One of my favorite techniques to use, and one that has been successful over the past several years, is to do comparative ENSO analogs and then compile active areas to predict "active" and "dormant" areas of the country as far as severe weather goes. In 2005 we came out of a weak El Nino and went into fluctuating neutral conditions. Neutral to weak La Nina conditions are projected for most of 2006 and this was taken into account. The matching analogs are: 1953, 1959, 1967, 1979, 1984.

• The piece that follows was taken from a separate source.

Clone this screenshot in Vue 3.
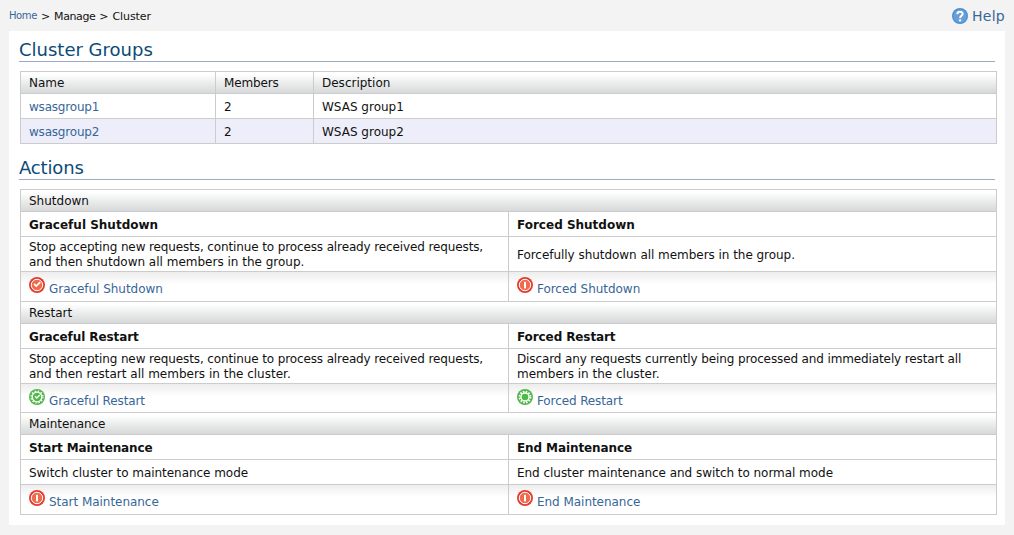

What was found was a consistent belt of very active weather across the Central United States, stretching from Minnesota and Wisconsin southwest into tornado alley and eventually bending back around to the Arklatex. The Central/Eastern Great Lakes were generally quiet despite a few concentrations of more active weather in Indiana and Michigan. The Southeast was pretty average as was the Central Atlantic Coast. The Northeast was rather quiet as well with no major events. The west was generally average (sporadic severe as per usual) except for a bit of a void across the Four Corners region and a concentration of active weather on the Frontrange east of Denver.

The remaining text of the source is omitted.